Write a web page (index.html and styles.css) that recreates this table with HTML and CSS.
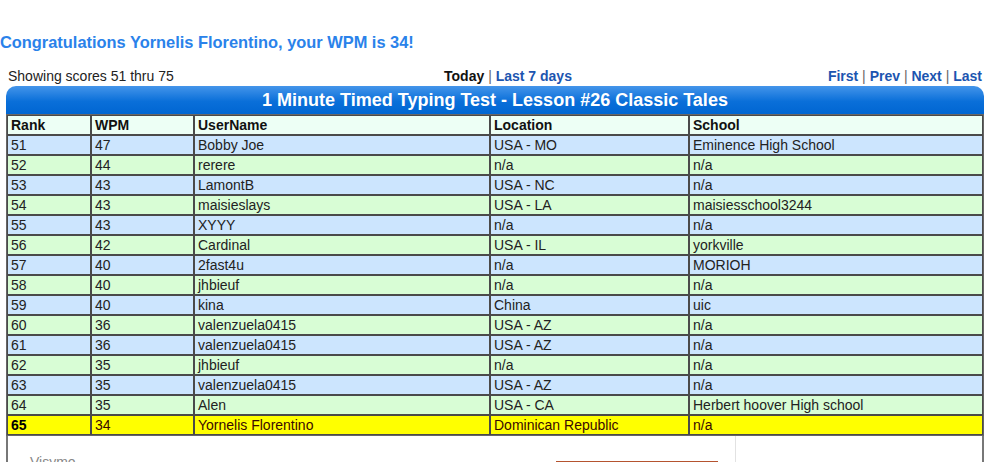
FILE: index.html
```html
<!DOCTYPE html>
<html>
<head>
<meta charset="utf-8">
<link rel="stylesheet" href="styles.css">
</head>
<body>
<h1 class="congrats">Congratulations Yornelis Florentino, your WPM is 34!</h1>
<div class="board">
  <div class="nav">
    <span class="showing">Showing scores 51 thru 75</span>
    <span class="period"><b>Today</b> <span class="sep">|</span> <a>Last 7 days</a></span>
    <span class="pager"><a>First</a> <span class="sep">|</span> <a>Prev</a> <span class="sep">|</span> <a>Next</a> <span class="sep">|</span> <a>Last</a></span>
  </div>
  <div class="bar">1 Minute Timed Typing Test - Lesson #26 Classic Tales</div>
  <table class="scores">
    <colgroup><col class="c1"><col class="c2"><col class="c3"><col class="c4"><col class="c5"></colgroup>
    <tr class="head"><th>Rank</th><th>WPM</th><th>UserName</th><th>Location</th><th>School</th></tr>
    <tr class="b"><td>51</td><td>47</td><td>Bobby Joe</td><td>USA - MO</td><td>Eminence High School</td></tr>
    <tr class="g"><td>52</td><td>44</td><td>rerere</td><td>n/a</td><td>n/a</td></tr>
    <tr class="b"><td>53</td><td>43</td><td>LamontB</td><td>USA - NC</td><td>n/a</td></tr>
    <tr class="g"><td>54</td><td>43</td><td>maisieslays</td><td>USA - LA</td><td>maisiesschool3244</td></tr>
    <tr class="b"><td>55</td><td>43</td><td>XYYY</td><td>n/a</td><td>n/a</td></tr>
    <tr class="g"><td>56</td><td>42</td><td>Cardinal</td><td>USA - IL</td><td>yorkville</td></tr>
    <tr class="b"><td>57</td><td>40</td><td>2fast4u</td><td>n/a</td><td>MORIOH</td></tr>
    <tr class="g"><td>58</td><td>40</td><td>jhbieuf</td><td>n/a</td><td>n/a</td></tr>
    <tr class="b"><td>59</td><td>40</td><td>kina</td><td>China</td><td>uic</td></tr>
    <tr class="g"><td>60</td><td>36</td><td>valenzuela0415</td><td>USA - AZ</td><td>n/a</td></tr>
    <tr class="b"><td>61</td><td>36</td><td>valenzuela0415</td><td>USA - AZ</td><td>n/a</td></tr>
    <tr class="g"><td>62</td><td>35</td><td>jhbieuf</td><td>n/a</td><td>n/a</td></tr>
    <tr class="b"><td>63</td><td>35</td><td>valenzuela0415</td><td>USA - AZ</td><td>n/a</td></tr>
    <tr class="g"><td>64</td><td>35</td><td>Alen</td><td>USA - CA</td><td>Herbert hoover High school</td></tr>
    <tr class="me"><td><b>65</b></td><td>34</td><td>Yornelis Florentino</td><td>Dominican Republic</td><td>n/a</td></tr>
  </table>
  <div class="below">
    <div class="ad">
      <span class="brand">Visymo</span>
      <div class="adbox"></div>
    </div>
    <div class="side"></div>
  </div>
</div>
</body>
</html>
```
FILE: styles.css
```css
html, body { margin: 0; padding: 0; background: #fff; }
body { font-family: "Liberation Sans", Arial, sans-serif; color: #222; }
.congrats {
  margin: 33px 0 0 0;
  font-size: 16.4px;
  line-height: 18px;
  font-weight: bold;
  color: #2a82ea;
}
.board { margin-left: 6px; width: 978px; }
.nav {
  display: flex;
  justify-content: space-between;
  align-items: center;
  height: 16px;
  margin-top: 17px;
  font-size: 14px;
  line-height: 16px;
  padding: 0 2px;
}
.showing { width: 300px; }
.period { flex: 1; text-align: center; padding-left: 26px; }
.period b { color: #111; }
.pager { width: 300px; text-align: right; font-weight: bold; }
.nav a { color: #1c55b0; font-weight: bold; }
.sep { color: #666; font-weight: normal; }
.bar {
  margin-top: 2px;
  height: 28px;
  line-height: 28px;
  border-radius: 10px 10px 0 0;
  background: linear-gradient(#4495ea, #0a6fd9 55%, #0066d2);
  color: #fff;
  font-weight: bold;
  font-size: 18px;
  text-align: center;
}
.scores {
  width: 978px;
  table-layout: fixed;
  border-collapse: separate;
  border-spacing: 0;
  border: 1px solid #666;
  font-size: 14px;
}
.c1 { width: 84px; }
.c2 { width: 103px; }
.c3 { width: 296px; }
.c4 { width: 199px; }
.c5 { width: 294px; }
.scores th, .scores td {
  border: 1px solid #4a4a4a;
  height: 18px;
  line-height: 18px;
  padding: 0 0 0 3px;
  text-align: left;
  white-space: nowrap;
  overflow: hidden;
}
.scores th { font-weight: bold; color: #111; }
.head { background: #edfff5; }
.b { background: #cce5fe; }
.g { background: #d8fdd5; }
.me { background: #ffff00; }
.me td { color: #3a0a00; }
.me b { color: #000; }
.below {
  display: flex;
  height: 40px;
  border-left: 2px solid #777;
  border-right: 2px solid #777;
}
.ad {
  width: 727px;
  border-right: 1px solid #e2e2e2;
  position: relative;
}
.brand {
  position: absolute;
  left: 22px;
  top: 18px;
  font-size: 14px;
  color: #888;
}
.adbox {
  position: absolute;
  left: 548px;
  top: 25px;
  width: 162px;
  height: 20px;
  border-top: 2px solid #b5532f;
}
.side { flex: 1; }
```
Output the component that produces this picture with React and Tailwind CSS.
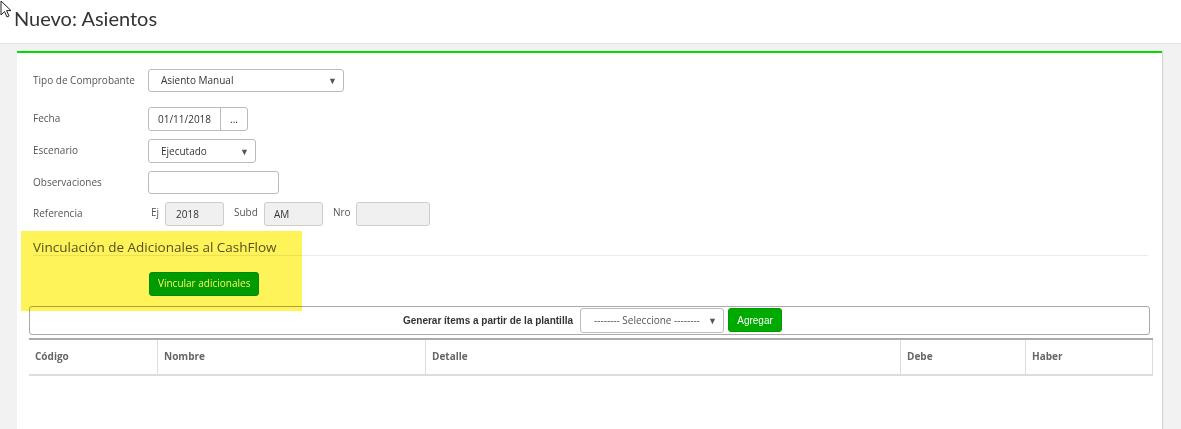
import React from 'react';

function Caret() {
  return <span className="text-[9px] text-[#555] leading-none">▼</span>;
}

function FormRow({ label, children, className = '' }) {
  return (
    <div className={`flex items-center ${className}`}>
      <div className="w-[115px] text-[10px] text-[#555] -mt-[1px]">{label}</div>
      {children}
    </div>
  );
}

export default function App() {
  const cols = [
    { name: 'Código', w: 'w-[128px]' },
    { name: 'Nombre', w: 'w-[268px]' },
    { name: 'Detalle', w: 'w-[475px]' },
    { name: 'Debe', w: 'w-[125px]' },
    { name: 'Haber', w: 'flex-1' },
  ];

  return (
    <div className="relative h-[429px] overflow-hidden bg-[#f2f2f2] font-['Open_Sans',sans-serif]">
      {/* mouse pointer */}
      <svg className="absolute left-0 top-0" width="13" height="19" viewBox="0 0 13 19">
        <path d="M1 1 L1 15 L4.5 11.5 L7 17 L9 16 L6.6 10.6 L11 10.6 Z" fill="#fff" stroke="#222" strokeWidth="1" strokeLinejoin="round" />
      </svg>

      <header className="h-[44px] bg-white border-b border-[#e6e6e6] pl-[14px] pt-[5px]">
        <h1 className="font-['Lato',sans-serif] text-[20px] text-[#333] leading-[26px]">Nuevo: Asientos</h1>
      </header>

      <div className="pl-[17px] pr-[19px] pt-[7px]">
        <div className="relative h-[400px] bg-white border-t-2 border-[#00dd00] shadow-[1px_0_1px_rgba(0,0,0,0.12)] px-[12px]">
          <div className="pl-[4px] pt-[16px]">
            <FormRow label="Tipo de Comprobante">
              <div className="w-[196px] h-[23px] border border-[#bbb] rounded-[3px] flex items-center justify-between pl-[12px] pr-[6px] text-[10px] text-[#333]">
                <span>Asiento Manual</span>
                <Caret />
              </div>
            </FormRow>

            <FormRow label="Fecha" className="mt-[15px]">
              <div className="flex h-[24px] border border-[#bbb] rounded-[3px] text-[10px] text-[#333]">
                <div className="w-[72px] flex items-center justify-center border-r border-[#bbb]">01/11/2018</div>
                <div className="w-[26px] flex items-center justify-center">...</div>
              </div>
            </FormRow>

            <FormRow label="Escenario" className="mt-[8px]">
              <div className="w-[108px] h-[24px] border border-[#bbb] rounded-[3px] flex items-center justify-between pl-[12px] pr-[6px] text-[10px] text-[#333]">
                <span>Ejecutado</span>
                <Caret />
              </div>
            </FormRow>

            <FormRow label="Observaciones" className="mt-[8px]">
              <div className="w-[131px] h-[23px] border border-[#bbb] rounded-[3px]" />
            </FormRow>

            <FormRow label="Referencia" className="mt-[8px]">
              <div className="flex items-center text-[10px] text-[#555]">
                <span className="ml-[3px] w-[14px] -mt-[3px]">Ej</span>
                <div className="w-[59px] h-[24px] bg-[#f0f0f0] border border-[#ccc] rounded-[3px] flex items-center pl-[10px] text-[#333]">2018</div>
                <span className="ml-[10px] w-[30px] -mt-[3px]">Subd</span>
                <div className="w-[59px] h-[24px] bg-[#f0f0f0] border border-[#ccc] rounded-[3px] flex items-center pl-[9px] text-[#333]">AM</div>
                <span className="ml-[10px] w-[23px] -mt-[3px]">Nro</span>
                <div className="w-[74px] h-[24px] bg-[#f0f0f0] border border-[#ccc] rounded-[3px]" />
              </div>
            </FormRow>

            <div className="mt-[10px] pr-[2px]">
              <h2 className="text-[13.5px] text-[#555] leading-[15px] pt-[4px] pb-0 border-b border-[#ebebeb]">
                Vinculación de Adicionales al CashFlow
              </h2>
              <div className="pl-[116px] pt-[13px]">
                <button className="h-[24px] px-[8px] bg-[#00a300] border border-[#009200] rounded-[3px] text-white text-[10px]">
                  Vincular adicionales
                </button>
              </div>
            </div>
          </div>

          <div className="mt-[10px] h-[29px] border border-[#aaa] rounded-[3px] flex items-center justify-center gap-[7px] pl-[6px]">
            <span className="font-['Liberation_Sans',Arial,sans-serif] text-[10px] font-bold text-[#333]">Generar ítems a partir de la plantilla</span>
            <div className="flex items-center gap-[4px]">
              <div className="w-[144px] h-[25px] border border-[#bbb] rounded-[3px] flex items-center justify-between pl-[13px] pr-[6px] text-[10px] text-[#555]">
                <span>-------- Seleccione --------</span>
                <Caret />
              </div>
              <button className="w-[54px] h-[24px] bg-[#00aa00] border border-[#009900] rounded-[3px] text-white text-[10px] font-['Liberation_Sans',Arial,sans-serif]">
                Agregar
              </button>
            </div>
          </div>

          <div className="mt-[3px] mr-[-3px] border-t-[2px] border-[#aaa]">
            <div className="flex h-[36px] border-b-[2px] border-[#ddd] border-r border-r-[#ddd]">
              {cols.map((c, i) => (
                <div
                  key={c.name}
                  className={`${c.w} flex items-center pl-[6px] text-[10px] font-bold text-[#666] ${i > 0 ? 'border-l border-[#ddd]' : ''}`}
                >
                  {c.name}
                </div>
              ))}
            </div>
          </div>

          {/* highlight */}
          <div className="absolute left-[4px] top-[178px] w-[281px] h-[80px] bg-[#fff35a] mix-blend-multiply pointer-events-none" />
        </div>
      </div>
    </div>
  );
}
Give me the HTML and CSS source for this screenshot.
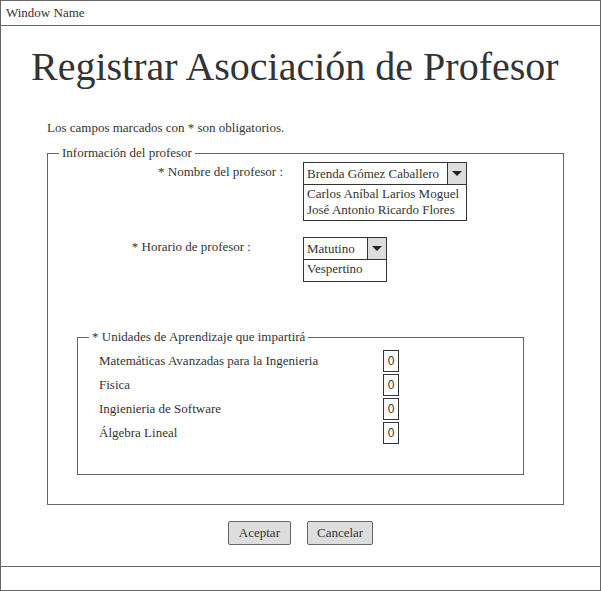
FILE: index.html
```html
<!DOCTYPE html>
<html>
<head>
    <meta charset="UTF-8">
    <title>Registrar Asociación de Profesor</title>
    <link rel="stylesheet" href="styles.css">
</head>
<body>
    <div class="window">
        <div class="titlebar">Window Name</div>

        <div class="main">
            <h1>Registrar Asociación de Profesor</h1>
            <p class="note">Los campos marcados con * son obligatorios.</p>

            <fieldset class="group">
                <legend>Información del profesor</legend>

                <div class="row row-nombre">
                    <label>* Nombre del profesor :</label>
                    <div class="combo combo-nombre">
                        <div class="combo-head">
                            <span class="combo-value">Brenda Gómez Caballero</span>
                            <span class="combo-btn"><span class="arrow"></span></span>
                        </div>
                        <div class="combo-list">
                            <div>Carlos Aníbal Larios Moguel</div>
                            <div>José Antonio Ricardo Flores</div>
                        </div>
                    </div>
                </div>

                <div class="row row-horario">
                    <label>* Horario de profesor :</label>
                    <div class="combo combo-horario">
                        <div class="combo-head">
                            <span class="combo-value">Matutino</span>
                            <span class="combo-btn"><span class="arrow"></span></span>
                        </div>
                        <div class="combo-list">
                            <div>Vespertino</div>
                        </div>
                    </div>
                </div>

                <fieldset class="group units">
                    <legend>* Unidades de Aprendizaje que impartirá</legend>
                    <div class="unit"><span class="unit-name">Matemáticas Avanzadas para la Ingenieria</span><span class="count">0</span></div>
                    <div class="unit"><span class="unit-name">Fisica</span><span class="count">0</span></div>
                    <div class="unit"><span class="unit-name">Ingienieria de Software</span><span class="count">0</span></div>
                    <div class="unit"><span class="unit-name">Álgebra Lineal</span><span class="count">0</span></div>
                </fieldset>
            </fieldset>

            <div class="actions">
                <button class="btn btn-ok">Aceptar</button>
                <button class="btn">Cancelar</button>
            </div>
        </div>

        <div class="statusbar"></div>
    </div>
</body>
</html>
```

FILE: styles.css
```css
body {
    margin: 0;
    font-family: "Liberation Serif", serif;
    font-size: 13px;
    color: #333;
    background: #fff;
}
.window {
    width: 601px;
    height: 591px;
    box-sizing: border-box;
    border: 1px solid #666;
    display: flex;
    flex-direction: column;
}
.titlebar {
    height: 24px;
    line-height: 24px;
    padding-left: 5px;
    border-bottom: 1px solid #666;
}
.main {
    flex: 1;
}
.statusbar {
    height: 23px;
    border-top: 1px solid #666;
}
h1 {
    margin: 17px 0 0 30px;
    font-family: "Liberation Serif", serif;
    font-size: 40px;
    font-weight: normal;
    line-height: 48px;
    white-space: nowrap;
}
.note {
    margin: 29px 0 0 46px;
    line-height: 16px;
}
fieldset.group {
    margin: 9px 0 0 46px;
    width: 517px;
    height: 360px;
    box-sizing: border-box;
    padding: 0;
    border: 1px solid #666;
}
.group legend {
    margin-left: 11px;
    padding: 0 3px;
    line-height: 16px;
}
.row {
    display: flex;
    align-items: flex-start;
}
.row label {
    width: 255px;
    box-sizing: border-box;
    text-align: right;
    line-height: 16px;
    padding-top: 2px;
}
.row-nombre {
    margin-top: 1px;
}
.row-nombre label {
    padding-right: 20px;
}
.row-horario {
    margin-top: 16px;
}
.row-horario label {
    padding-right: 52px;
}
.combo {
    box-sizing: border-box;
    border: 1px solid #333;
    line-height: 16px;
}
.combo-nombre {
    width: 164px;
}
.combo-horario {
    width: 84px;
}
.combo-head {
    display: flex;
    height: 21px;
    border-bottom: 1px solid #333;
}
.combo-value {
    flex: 1;
    padding: 3px 0 0 3px;
    white-space: nowrap;
}
.combo-btn {
    width: 18px;
    border-left: 1px solid #333;
    background: #ddd;
    display: flex;
    align-items: center;
    justify-content: center;
}
.arrow {
    width: 0;
    height: 0;
    border-left: 5px solid transparent;
    border-right: 5px solid transparent;
    border-top: 5px solid #222;
}
.combo-list {
    padding: 1px 3px 2px;
}
.combo-horario .combo-list {
    padding-bottom: 4px;
}
fieldset.units {
    margin: 47px 0 0 29px;
    width: 447px;
    height: 146px;
}
.unit {
    display: flex;
    align-items: center;
    height: 22px;
    margin-bottom: 2px;
}
.unit:first-of-type {
    margin-top: 5px;
}
.unit-name {
    width: 284px;
    padding-left: 21px;
}
.count {
    width: 14px;
    height: 20px;
    border: 1px solid #333;
    font-family: "Liberation Sans", sans-serif;
    font-size: 12px;
    line-height: 20px;
    text-align: center;
}
.actions {
    display: flex;
    justify-content: center;
    gap: 16px;
    margin-top: 16px;
}
.btn {
    height: 24px;
    padding: 0 9px;
    border: 1px solid #666;
    border-radius: 2px;
    background: #ddd;
    font-family: "Liberation Serif", serif;
    font-size: 13px;
    color: #333;
}
.btn-ok {
    padding: 0 10px;
}
```
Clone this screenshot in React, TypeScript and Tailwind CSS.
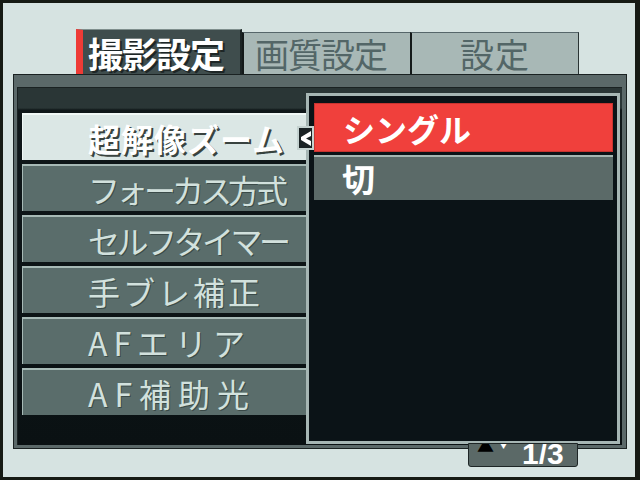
import React from "react";

const JP = "font-['Noto_Sans_CJK_JP','Noto_Sans',sans-serif]";

const items: { label: string; cls: string }[] = [
  { label: "フォーカス方式", cls: "tracking-[-4px]" },
  { label: "セルフタイマー", cls: "tracking-[-3.5px]" },
  { label: "手ブレ補正", cls: "tracking-[3px]" },
  { label: "AFエリア", cls: "tracking-[6px]" },
  { label: "AF補助光", cls: "tracking-[7px]" },
];

export default function App() {
  return (
    <div
      className={`relative w-[640px] h-[480px] overflow-hidden bg-[#d6e3e1] border-t-[3px] border-l-[3px] border-r-[5px] border-b-[3px] border-[#161a14] flex flex-col ${JP}`}
    >
      {/* Tabs */}
      <div className="ml-[73px] mt-[26px] h-[45px] flex items-end">
        <div className="w-[166px] h-[45px] bg-[#3f4d4d] border-l-[7px] border-l-[#ee3b36] border-t border-t-[#7f8f8d] border-r-2 border-r-[#1c2424] flex items-center pl-[5px]">
          <span className="text-[35px] leading-none font-bold tracking-[-1px] text-white [text-shadow:2px_2px_0_#1e2626]">
            撮影設定
          </span>
        </div>
        <div className="w-[168px] h-[42px] bg-[#a8b8b6] border-t border-t-[#56666a] border-l-2 border-l-[#141a1a] flex items-center pl-[11px]">
          <span className="text-[34px] leading-none tracking-[-1px] text-[#536667]">画質設定</span>
        </div>
        <div className="w-[169px] h-[42px] bg-[#a8b8b6] border-t border-t-[#56666a] border-l-2 border-l-[#141a1a] border-r border-r-[#2a3434] flex items-center justify-center">
          <span className="text-[34px] leading-none tracking-[1px] text-[#536667]">設定</span>
        </div>
      </div>

      {/* Main panel */}
      <div className="ml-[10px] w-[614px] h-[375px] border border-[#1a2222] bg-[#5b6969] pt-[12px] pl-[3px] pr-[4px] pb-[3px] flex">
        <div className="relative flex-1 flex bg-[linear-gradient(to_bottom,#2a3636_0px,#2a3636_20px,#0f1719_22px,#0a1113_100%)] border-t border-l border-[#1a2222]">
          {/* Left column */}
          <div className="w-[288px] pt-[25px] pl-[4px] flex flex-col gap-[4px]">
            <div className="h-[47px] bg-[#dbe7e5] border-t-2 border-l border-[#f0f8f6] flex items-center pl-[65px]">
              <span className="text-[32px] leading-none tracking-[1px] font-bold text-white [text-shadow:2px_2px_0_#39433f]">
                超解像ズーム
              </span>
            </div>
            {items.map((it) => (
              <div
                key={it.label}
                className="h-[47px] bg-[#5a6d6b] border-t-2 border-l border-[#a7bab6] flex items-center pl-[65px]"
              >
                <span
                  className={`text-[32px] leading-none text-[#d2e1dd] [text-shadow:1px_1px_0_#3a4a48] whitespace-nowrap ${it.cls}`}
                >
                  {it.label}
                </span>
              </div>
            ))}
          </div>

          {/* Right column */}
          <div className="flex-1 pt-[5px] pr-[2px] pb-[1px] flex">
            <div className="flex-1 border-[3px] border-[#a6b6b4] bg-[#0b1317] pt-[7px] pl-[5px] pr-[4px] flex flex-col gap-[3px]">
              <div className="h-[49px] bg-[#f0403c] border border-[#c73430] flex items-center pl-[28px]">
                <span className="text-[32px] leading-none font-bold text-white">シングル</span>
              </div>
              <div className="h-[45px] bg-[#5b6a68] border-t-2 border-[#a6b6b2] flex items-center pl-[28px]">
                <span className="text-[33px] leading-none font-bold text-white">切</span>
              </div>
            </div>
          </div>

          {/* Arrow marker */}
          <div className="absolute left-[279px] top-[38px] w-[17px] h-[24px] bg-[#1a2224] border-2 border-[#c4d2d0] flex items-center justify-center">
            <svg width="12" height="17" viewBox="0 0 12 17">
              <polygon points="11,1 11,6 6,8.5 11,11 11,16 1,10 1,7" fill="#ffffff" />
            </svg>
          </div>
        </div>
      </div>

      {/* Page indicator (partly under the panel) */}
      <div className="absolute left-[465px] top-[440px] w-[110px] h-[24px] bg-[#5b6967] border border-[#1e2626] rounded-b-[3px] overflow-hidden">
        <span className="absolute left-[8px] top-[-8px] text-[17px] leading-none text-black">▲</span>
        <span className="absolute left-[29px] top-[-5px] text-[11px] leading-none text-white">▼</span>
        <span className="absolute left-[53px] top-[-5px] text-[30px] leading-none font-bold text-white font-['Liberation_Sans',sans-serif]">
          1/3
        </span>
      </div>
    </div>
  );
}
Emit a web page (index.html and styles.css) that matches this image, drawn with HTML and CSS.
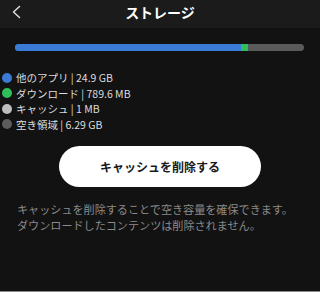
FILE: index.html
```html
<!DOCTYPE html>
<html lang="ja">
<head>
<meta charset="utf-8">
<link rel="stylesheet" href="styles.css">
</head>
<body>
<div class="page">
  <header class="header">
    <svg class="back" width="10" height="14" viewBox="0 0 10 14"><path d="M8.5 1.5 L2.5 7 L8.5 12.5" fill="none" stroke="#ddd" stroke-width="1.5" stroke-linecap="round" stroke-linejoin="round"/></svg>
    <h1 class="title">ストレージ</h1>
  </header>
  <div class="bar">
    <div class="seg blue" style="width:226px"></div>
    <div class="seg green" style="width:7px"></div>
  </div>
  <ul class="legend">
    <li><span class="dot blue"></span>他のアプリ | 24.9 GB</li>
    <li><span class="dot green"></span>ダウンロード | 789.6 MB</li>
    <li><span class="dot light"></span>キャッシュ | 1 MB</li>
    <li><span class="dot dark"></span>空き領域 | 6.29 GB</li>
  </ul>
  <div class="btn-wrap"><button class="btn">キャッシュを削除する</button></div>
  <p class="note">キャッシュを削除することで空き容量を確保できます。<br>ダウンロードしたコンテンツは削除されません。</p>
</div>
</body>
</html>
```
FILE: styles.css
```css
html, body { margin: 0; padding: 0; }
body {
  background: #121212;
  font-family: "Noto Sans CJK JP", "Noto Sans", sans-serif;
  width: 320px;
  height: 292px;
  overflow: hidden;
}
.page {
  height: 291px;
  border-bottom: 1px solid #8a8a8a;
  position: relative;
}
.header {
  height: 28px;
  background: #1b1b1b;
  display: flex;
  align-items: center;
  justify-content: center;
  position: relative;
}
.back {
  position: absolute;
  left: 11px;
  top: 5px;
}
.title {
  margin: 0;
  color: #fff;
  font-size: 14px;
  font-weight: 700;
  line-height: 20px;
  margin-top: -5px;
}
.bar {
  margin: 16px 16px 0 15px;
  height: 7px;
  border-radius: 4px;
  background: #5a5a5a;
  display: flex;
  overflow: hidden;
}
.seg { height: 100%; }
.seg.blue { background: #3a7bd5; }
.seg.green { background: #2fbf5a; }
.legend {
  list-style: none;
  margin: 19px 0 0 2px;
  padding: 0;
}
.legend li {
  display: flex;
  align-items: center;
  height: 15.5px;
  font-size: 10.5px;
  color: #dcdcdc;
  gap: 4px;
}
.dot {
  width: 10px;
  height: 10px;
  border-radius: 50%;
  display: inline-block;
}
.dot.blue { background: #3a7bd5; }
.dot.green { background: #2fbf5a; }
.dot.light { background: #bdbdbd; }
.dot.dark { background: #5c5c5c; }
.btn-wrap {
  display: flex;
  justify-content: center;
  margin-top: 14px;
}
.btn {
  width: 202px;
  height: 41px;
  border: none;
  border-radius: 21px;
  background: #fff;
  color: #1a1a1a;
  font-family: inherit;
  font-size: 12px;
  font-weight: 700;
  padding: 0;
}
.note {
  margin: 14px 0 0 17px;
  color: #8a8a8a;
  font-size: 11.1px;
  line-height: 16px;
}
```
========================
GIVEN REQUEST:
Identify the lines above that contain the word "Tailwind", then copy them.

EXERCISE OUTPUT:
Output the component that produces this picture with React and Tailwind CSS.
Clone this screenshot in React, TypeScript and Tailwind CSS.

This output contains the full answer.